Глядя на ее сияющее лицо, мне не хотелось ее разочаровывать, но поверить во внезапный пароксизм революционного прекраснодушия мне было мудрено. Мы обогнули круглый зал и стали между колонн. На красном полотнище было написано: «Буржуй хочет гильотины — она ждет его».
Чего мы ждали в Петрограде, я не понимала тогда, не понимаю и сейчас. Несколько раз я предлагала Мамариной вместе вернуться в Вологду, где, по крайней мере, у нас было несколько знакомых и, вероятно, крыша над головой — если дом не успели конфисковать местные власти. Почему-то это предложение каждый раз отзывалось в ней болезненным всплеском — глаза ее наполнялись слезами, и она шептала что-то вроде «нет, Серафима Ильинична, я туда не поеду ни за что, но вы, если хотите, конечно, можете отправляться». Удивительно, но оставались без ответа и все письма, которые сначала Мамарина, а после и я посылали нашим оставшимся в Вологде знакомым: открытка, отправленная по собственному адресу Рундальцовых на имя Клавдии, вернулась с пометой «адресат выбыл», письма отцу Максиму просто пропали, а Шленский (или кто-то из его подручных) прислал заполненный на машинке лист бумаги, в котором «тов. Мамариной» предлагалось «и впредь повышать свою профессиональную квалификацию», что, учитывая известный эпизод, выглядело — по крайней мере, на мой вкус — верхом неприличия.

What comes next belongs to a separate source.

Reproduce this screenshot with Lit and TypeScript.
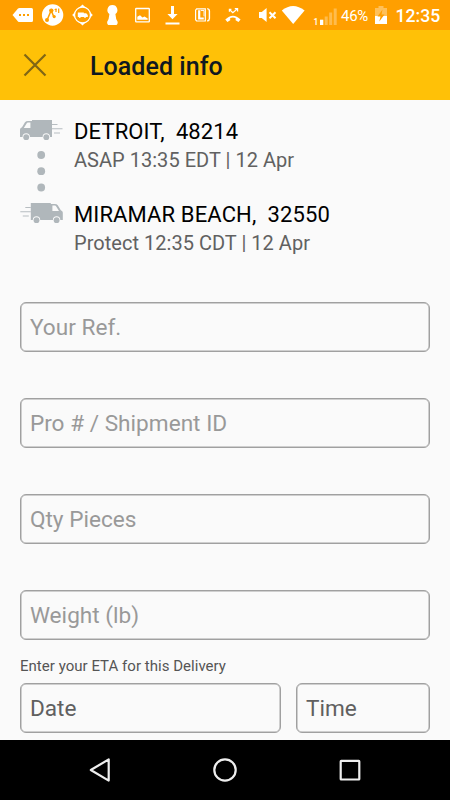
import { LitElement, html, css, svg } from "lit";
import { customElement, property } from "lit/decorators.js";

const truckBody = svg`
  <path d="M12 0H32V17H30A3.7 3.7 0 0 0 22.6 17H9.9A3.7 3.7 0 0 0 2.5 17H0V9.5Q0 8 2 7.3L5 2.2Q6 1 8 1H12Z"/>
  <path d="M8 2.6H10.4V8H3.8L6.6 3.4Q7 2.6 8 2.6Z" fill="#fafafa"/>
  <circle cx="6.2" cy="17.2" r="2.9"/>
  <circle cx="26.3" cy="17.2" r="2.9"/>
  <path d="M32 4.5H37.5M32 8.7H42.5M34 13H40" stroke="#b7bdc1" stroke-width="1.1"/>`;

const statusIcons = [
  // message tag
  svg`<path d="M4.5 15L10 8.6Q10.6 8 11.5 8H23.5Q25 8 25 9.5V20.5Q25 22 23.5 22H11.5Q10.6 22 10 21.4Z" fill="#fff"/>
      <path d="M11 15h2M15 15h2M19 15h2" stroke="#ff9f00" stroke-width="1.8"/>`,
  // route badge
  svg`<circle cx="14.6" cy="15" r="10.7" fill="#fff"/>
      <path d="M9.3 19.5L13.2 10.5L15.8 16.8" fill="none" stroke="#ff9f00" stroke-width="1.5"/>
      <circle cx="9" cy="20" r="2" fill="#ff9f00"/><circle cx="13.3" cy="10.6" r="2.2" fill="#ff9f00"/>
      <circle cx="16.2" cy="16.6" r="1.6" fill="#ff9f00"/><path d="M16.6 9.5H18.8M18 8.6V12M20.7 8.5V13" stroke="#ff9f00" stroke-width="1.2"/>`,
  // truck tracker
  svg`<circle cx="14.5" cy="15" r="8" fill="none" stroke="#fff" stroke-width="1.3"/>
      <path d="M11.7 7.3L14.5 4.5l2.8 2.8zM11.7 22.7L14.5 25.5l2.8-2.8zM6.8 12.2L4.2 15 6.8 17.8zM22.2 12.2L24.8 15 22.2 17.8z" fill="#fff"/>
      <path d="M9.8 12.6h6v.6h2.4l1.6 1.9v2H9.8z" fill="#fff"/><circle cx="11.8" cy="17" r=".9" fill="#fff"/><circle cx="17" cy="17" r=".9" fill="#fff"/>`,
  // keyhole
  svg`<path d="M14.4 5A5 5 0 0 1 17.4 14Q17.7 19 19.7 22Q19.7 25 18.5 25H10.3Q9.1 25 9.1 22Q11.1 19 11.4 14A5 5 0 0 1 14.4 5Z" fill="#fff"/>`,
  // picture
  svg`<rect x="7.7" y="8.5" width="13.6" height="13.4" rx=".5" fill="none" stroke="#fff" stroke-width="1.3"/>
      <path d="M9.3 19.8V16.7L12 15.2L14.5 17.5L16.5 16.5L19.7 18.5V19.8Z" fill="#fff"/>`,
  // download
  svg`<path d="M13 6h3v8h3.6L14.5 19.3 9.4 14H13zM7.5 22.5h14v2h-14z" fill="#fff"/>`,
  // card stack
  svg`<path d="M8.6 8.9H17.3V21H8.6L7.6 19.8V10.1Z" fill="none" stroke="#fff" stroke-width="1.2"/>
      <path d="M11.2 10.3v8.2h4.6" fill="none" stroke="#fff" stroke-width="2.2"/><path d="M12.8 10.5h3.2v5.8" fill="none" stroke="#fff" stroke-width=".9"/>
      <path d="M19.2 8.6Q21.4 9 21.4 11V18.5Q21.4 20.5 19.2 21" fill="none" stroke="#fff" stroke-width="1.4"/>`,
  // missed call
  svg`<path d="M11.5 9.5L14.8 12.6L19.2 9M16.8 8.7H19.6V11.4M11.4 11.8V9.4H13.4" fill="none" stroke="#fff" stroke-width="1.2"/>
      <path d="M7.3 19.6Q14.9 11.8 22.6 19.6L20.5 21.9L17.6 20.2V18Q14.9 17 12.2 18V20.2L9.4 21.9Z" fill="#fff"/>`,
  // muted speaker
  svg`<path d="M11 12h2.8L18.6 8V22L13.8 18H11z" fill="#fff"/>
      <path d="M21.5 12.2L27.5 18.2M27.5 12.2L21.5 18.2" stroke="#fff" stroke-width="2"/>`,
];

@customElement("status-bar")
export class StatusBar extends LitElement {
  static styles = css`
    :host { display: flex; height: 30px; background: #ff9f00; padding-left: 8px; box-sizing: border-box; color: #fff; }
    svg { display: block; flex: none; }
    .pct { width: 31px; margin-left: 1px; font-size: 15px; line-height: 32px; letter-spacing: -0.3px; white-space: nowrap; }
    .clock { margin-left: 5.5px; font-size: 17.6px; font-weight: 500; line-height: 32px; }
    .slot { font-size: 8.5px; font-weight: 500; fill: #fff; }
  `;
  render() {
    return html`
      ${statusIcons.map((i) => html`<svg width="30" height="30" viewBox="0 0 30 30">${i}</svg>`)}
      <svg width="30" height="30" viewBox="0 0 30 30"><path d="M3.8 10.6Q15 1.5 26.6 10.6L15.2 24Z" fill="#fff"/></svg>
      <svg width="32" height="30" viewBox="0 0 32 30">
        <text class="slot" x="5.4" y="25">1</text>
        <path d="M12 19.7h3.3V25H12z" fill="#fff"/>
        <path d="M16.7 16.5h3V25h-3zM21.2 12.5h3V25h-3zM25.7 8.5h3V25h-3z" fill="#fff" opacity=".3"/>
      </svg>
      <span class="pct">46%</span>
      <svg width="18" height="30" viewBox="0 0 18 30">
        <path d="M3 8h3.5V6h5v2H15v8H3z" fill="#fff" opacity=".35"/>
        <path d="M3 16h12v8H3z" fill="#fff"/>
        <path d="M10.5 9.5L5.5 16.5h3L7.3 21.5L12.5 14.5h-3z" fill="#ff9f00"/>
      </svg>
      <span class="clock">12:35</span>`;
  }
}

@customElement("outlined-field")
export class OutlinedField extends LitElement {
  @property() label = "";
  static styles = css`
    :host {
      display: block; box-sizing: border-box; height: 50px; padding-left: 8.9px;
      border: 1px solid #a0a0a0; box-shadow: inset 0 0 0 0.5px #a4a4a4; border-radius: 6px;
      font-size: 22.6px; line-height: 50.6px; letter-spacing: 0.02px; white-space: nowrap; color: #999;
    }
    :host([dark]) { color: #606060; }
  `;
  render() {
    return html`${this.label}`;
  }
}

@customElement("app-root")
export class AppRoot extends LitElement {
  static styles = css`
    :host {
      display: flex; flex-direction: column; height: 800px; overflow: hidden;
      background: #fafafa; font-family: Roboto, sans-serif;
    }
    status-bar { flex: none; }
    .toolbar { display: flex; align-items: center; height: 70px; flex: none; background: #ffc107; padding-left: 23px; }
    .toolbar svg { display: block; }
    .title { margin: 4px 0 0 43px; font-size: 25px; line-height: 30px; letter-spacing: 0.05px; font-weight: 500; color: #101820; }
    .route { display: grid; grid-template-columns: 43px 1fr; column-gap: 11px; padding: 18px 20px 0; }
    .rail { display: flex; flex-direction: column; }
    .rail svg { display: block; fill: #b0b7bb; }
    .stop { height: 82.5px; }
    .place { font-size: 22px; line-height: 28px; letter-spacing: 0.12px; color: #000; white-space: pre; }
    .when { font-size: 20px; line-height: 28px; letter-spacing: 0.03px; color: #616161; white-space: pre; }
    .form { display: flex; flex-direction: column; gap: 46.3px; padding: 18.5px 20px 0; }
    .hint { padding: 17px 20px 0; font-size: 15px; line-height: 18px; letter-spacing: 0.03px; color: #555; }
    .pair { display: grid; grid-template-columns: 261px 134px; column-gap: 15px; padding: 8px 20px 0; }
    .spacer { flex: 1; }
    .nav { flex: none; height: 60px; background: #000; display: flex; justify-content: center; gap: 95px; align-items: center; }
    .nav svg { display: block; fill: none; stroke: #eee; stroke-width: 2.2; }
  `;
  render() {
    return html`
      <status-bar></status-bar>
      <div class="toolbar">
        <svg width="24" height="24" viewBox="0 0 24 24"><path d="M1.5 1.5L22.5 22.5M22.5 1.5L1.5 22.5" stroke="#7f6616" stroke-width="2.2"/></svg>
        <div class="title">Loaded info</div>
      </div>
      <div class="route">
        <div class="rail">
          <svg width="43" height="120" viewBox="0 0 43 120">
            <g transform="translate(0 2)">${truckBody}</g>
            <circle cx="21.2" cy="37" r="3.9"/><circle cx="21.2" cy="53.2" r="3.9"/><circle cx="21.2" cy="69.5" r="3.9"/>
            <g transform="translate(42.8 85) scale(-1 1)">${truckBody}</g>
          </svg>
        </div>
        <div>
          <div class="stop"><div class="place">DETROIT,  48214</div><div class="when">ASAP 13:35 EDT | 12 Apr</div></div>
          <div class="stop"><div class="place">MIRAMAR BEACH,  32550</div><div class="when">Protect 12:35 CDT | 12 Apr</div></div>
        </div>
      </div>
      <div class="form">
        ${["Your Ref.", "Pro # / Shipment ID", "Qty Pieces", "Weight (lb)"].map((l) => html`<outlined-field label=${l}></outlined-field>`)}
      </div>
      <div class="hint">Enter your ETA for this Delivery</div>
      <div class="pair">
        <outlined-field dark label="Date"></outlined-field>
        <outlined-field dark label="Time"></outlined-field>
      </div>
      <div class="spacer"></div>
      <div class="nav">
        <svg width="30" height="30" viewBox="0 0 30 30"><path d="M5.8 15L23.7 4.4V25.6Z" stroke-linejoin="round"/></svg>
        <svg width="30" height="30" viewBox="0 0 30 30"><circle cx="15" cy="15" r="10.7"/></svg>
        <svg width="30" height="30" viewBox="0 0 30 30"><rect x="5.7" y="5.9" width="18.6" height="18.6" rx=".5"/></svg>
      </div>`;
  }
}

Единственная пришедшая за эти полгода человеческая весточка была от Маши, вдовы доктора Веласкеса. Не совсем понятно, как она узнала наш адрес: может быть, все-таки письма, отправленные отцу Максиму, дошли до адресата? Но в один из дней почтальон передал нам голубоватый конверт, надписанный крупными полудетскими буквами, причем со старомодной учтивостью — «ее высокородию», все как в письмовнике Курганова. Впрочем, ничего о прочих наших знакомых в письме сказано не было: на двух листах, исписанных той же старательной рукой, рассказывалось лишь о собственной ее судьбе. Жила она с сыном Петром (о появлении которого нам уже рассказывал отец Максим) вместе со своими бездетными родственниками, помогала им по хозяйству и даже ходила на какие-то курсы машинисток — в общем, принимая во внимание ее печальное положение и общую смуту, можно было считать это вполне недурной участью. Но все это касалось дневной стороны жизни, а еженощно ее мучали тяжелые сны. Все они были так или иначе связаны с покойным доктором, отцом ее ребенка. Иногда он снился ей за какими-то обыденными делами, причем теми, которые обычно в их общие годы выполняла она сама: то стирающим одежду, то штопающим белье. Она во сне говорила ему: «Зачем ты это делаешь, давай лучше я», — и он поднимал на нее глаза, быстро наполняющиеся слезами (в прежней жизни он ревой совсем не был). Порой он появлялся из каких-то темных закоулков и манил ее за собой: она покорно шла, но натыкалась вдруг на тупик или запертую дверь. Иногда — и это были самые лучшие сны — он ставил ей иголки и окуривал своей полынной сигарой, после чего Маша просыпалась отдохнувшей и посвежевшей.